My fucking first amendment permits you to be a atheist without molestation, in my opinion, as well, and I’ll go to the barricades for that just as fast as I have for the Muslims.
So really, what the hell be you whining about.
Actually, if we ever get another whackjob like Shrubya, and he invades GB on account of them harboring an atheist, I don’t think the articles of impeachment will prominently feature his violation of England’s rights under the First Amendment.
I prefer to call it moaning. It’s a British national pastime.
One of the problems is that you’ve adopted the Underpants Gnome approach to fighting terrorism. Your big plan so far is:
- Get lists of Muslims from mosques
- ??? *
- Safety!
Perhaps its a severe failure of imagination on everyone else’s part, but some of us seem to be having trouble coming up with a step 2 that doesn’t result in harrassing a bunch of people whose sole offense is being Muslim. Perhaps you could allay those worries by explaining just what the heck you think step 2 should be.
*And, in case there’s any protest, “There’ll be further culling” is indistinguishable from “???”
Well, they should have thought about that before becoming Muslim, shouldn’t they?
I for one eagerly await an honest answer.
I’m curious why magellan01 thought using the word culling was a good idea if he’s trying to prove he’s not bigoted.
From the Daily Show: Wish You Weren’t Here.

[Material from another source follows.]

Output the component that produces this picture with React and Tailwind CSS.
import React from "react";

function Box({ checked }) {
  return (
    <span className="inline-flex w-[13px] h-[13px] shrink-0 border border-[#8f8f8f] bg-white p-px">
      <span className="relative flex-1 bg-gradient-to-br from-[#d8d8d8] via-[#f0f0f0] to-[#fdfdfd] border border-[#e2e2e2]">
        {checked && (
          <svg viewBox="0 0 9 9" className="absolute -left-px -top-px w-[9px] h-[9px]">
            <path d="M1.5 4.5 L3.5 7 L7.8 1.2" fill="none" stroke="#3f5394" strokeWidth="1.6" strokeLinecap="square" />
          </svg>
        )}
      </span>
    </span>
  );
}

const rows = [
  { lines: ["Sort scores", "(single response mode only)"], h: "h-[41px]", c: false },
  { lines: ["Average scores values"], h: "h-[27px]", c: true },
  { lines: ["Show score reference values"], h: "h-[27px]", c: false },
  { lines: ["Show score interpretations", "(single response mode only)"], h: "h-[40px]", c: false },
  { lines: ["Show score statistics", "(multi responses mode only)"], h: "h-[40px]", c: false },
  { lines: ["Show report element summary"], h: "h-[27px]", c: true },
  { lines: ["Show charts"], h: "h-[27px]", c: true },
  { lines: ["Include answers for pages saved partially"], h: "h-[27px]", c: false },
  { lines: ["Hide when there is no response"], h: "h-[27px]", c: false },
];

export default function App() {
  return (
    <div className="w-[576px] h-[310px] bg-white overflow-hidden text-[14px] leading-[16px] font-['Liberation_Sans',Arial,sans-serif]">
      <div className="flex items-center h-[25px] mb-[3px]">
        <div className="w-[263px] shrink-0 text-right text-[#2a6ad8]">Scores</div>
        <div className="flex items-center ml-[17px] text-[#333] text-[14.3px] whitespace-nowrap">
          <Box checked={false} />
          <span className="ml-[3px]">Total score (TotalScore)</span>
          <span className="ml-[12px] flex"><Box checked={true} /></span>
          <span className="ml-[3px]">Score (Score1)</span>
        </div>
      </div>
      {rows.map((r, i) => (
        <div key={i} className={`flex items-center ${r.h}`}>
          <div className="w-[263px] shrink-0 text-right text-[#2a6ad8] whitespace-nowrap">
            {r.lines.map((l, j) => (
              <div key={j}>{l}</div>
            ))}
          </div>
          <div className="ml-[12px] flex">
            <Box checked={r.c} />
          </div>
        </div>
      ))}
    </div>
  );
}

What the hell has happened to America? Freedom of worship was the founding principle of the whole damn country!
Nice to see FoxNews referring to the “Ground Zero mosque”, BTW. Fair, balanced and committed to the truth as ever.
No laws are set in stone, and any that can’t be adapted to societal changes are as good as useless. If I lived in the USA, I wouldn’t have any right to live free from hearing religious bs, so why should I respect those who are religious being favoured by the state?
I have no idea how you got from “people should be free to worship” to “religious people are being favored”. It may well be true that they are (and it is), but it’s not the same thing as what I was talking about.